Quote: “Rigorous experimental methods were just being developed during the time these data were taken (about 1930). Had such design methods been widely available and the importance of replication understood, then it would have been possible to break the unwanted correlations among the x variables and establish cause and effect if that was a goal.”

Quote: “Orthogonality arises in controlled experiments where the factors and levels are designed to be orthogonal. In observational studies, there is often a high probability that some of the regressor variables will be mutually quite dependent.”

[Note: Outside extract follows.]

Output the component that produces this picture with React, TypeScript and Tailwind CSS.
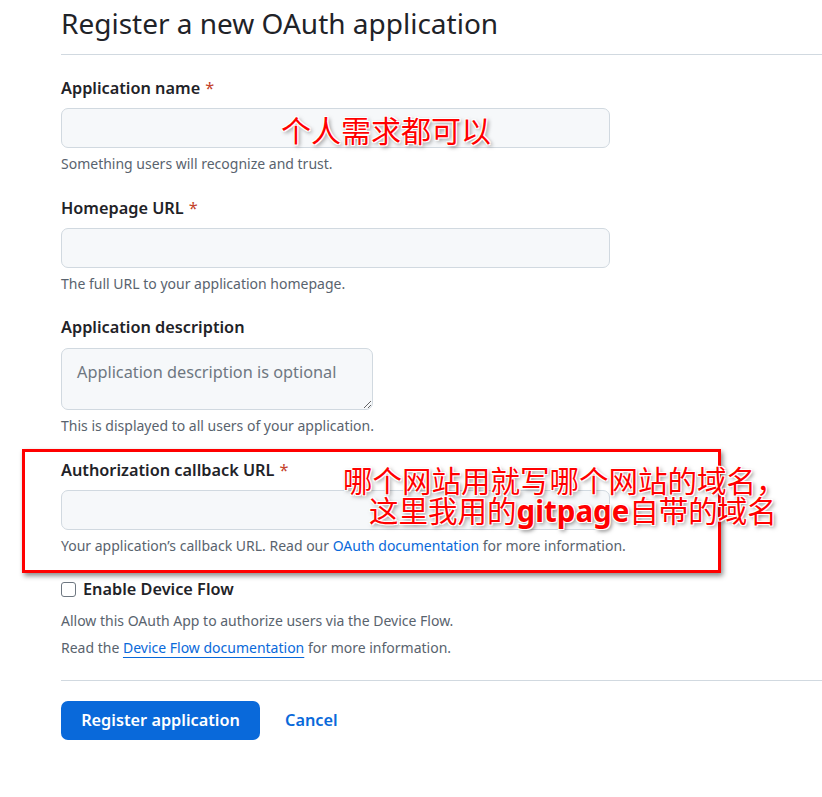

Definition: The Likelihood of model parameters \( \theta \) given the model (\( g \)) and data (\( x \)) is given by: \[ \mathcal{L}(\theta | x, g) \]

Note: Likelihood theory describes how to find the most likely parameters of a model that fit the data the best.

Suppose you observe 10 coin flips and you see the following result:

H H H H H H T T T H

Discuss: What’s the most likely value for the probability of heads on an individual coin flip?

Let \( p \) denote the probability of getting heads.

This follows what is known as a binomial model, with the probability of getting 7 heads out of 10 given by:

\[ \mathrm{Prob}(7 \ \textrm{heads}) = \left(\begin{array}{c}10 \\ 7\end{array}\right)p^{7}(1-p)^{3} \]

In this example \[ \mathcal{L}(\theta | x, g) = \left(\begin{array}{c}10 \\ 7\end{array}\right)p^{7}(1-p)^{3} \] we have

• The model \( g \) is the binomial model
• The data \( x \) is the number of coin flips (10) and number of heads (7). In other words, it's what we observed.
• The unknown parameter \( \theta \) is \( p \)

\[ \mathcal{L}(p | 10, 7; \mathrm{binomial}) = \left(\begin{array}{c}10 \\ 7\end{array}\right)p^{7}(1-p)^{3} \]

The most likely parameter given the model and data is where the likelihood function is maximized.

It's usually easier to deal with summation rather than products, so we look at the log-likelihood function instead:

\[ \log(\mathcal{L}(\theta | g, x)) \]

which in our case becomes

\[ \log\left(\begin{array}{c}10 \\ 7\end{array}\right) + 7\log p +3\log (1-p) \]

Log-likelihood function:

AIC uses Likelihood and Information Theory to construct another model selection criterion (different from backward elimination or forward selection).

One problem with using adjusted \( R^2 \) values for model selection is it does poorly with out-of-sample prediction. In other words, finding a best-fit model using adjusted \( R^2 \) creates a bias towards the data set that was used.

AIC addresses this out-of-sample prediction issue by its very design. Current state-of-the-art is to use AIC for model selection, and adjusted \( R^2 \) for model validation (all models in the candidate set could be bad!!)

\[ AIC = -2\log(\mathcal{L}(\hat{\theta} | x,g) + 2K \]

where

• \( x \) is the data
• \( g \) is the model
• \( K \) is the number of parameters
• \( \hat{\theta} \) are the parameters of the best-fit model via maximum likelihood
• \( \log(\mathcal{L}(\hat{\theta} | x,g) \) is the maximum log-likelihood

\[ AIC = -2\log(\mathcal{L}(\hat{\theta}) | x,g) + 2K \]

• First term reduces bias as more parameters are added
• Second term increases penalty of adding more parameters

Corrected AIC

\[ \begin{eqnarray*} AICc & = & -2\log(\mathcal{L}(\hat{\theta}) | x,g) + 2K\left(\frac{n}{n-K-1}\right) \\ & = & AIC + \frac{2K(K+1)}{n-K-1} \end{eqnarray*} \]

where \( n \) is the sample size. When \( n \) is large, AICc converges to AIC.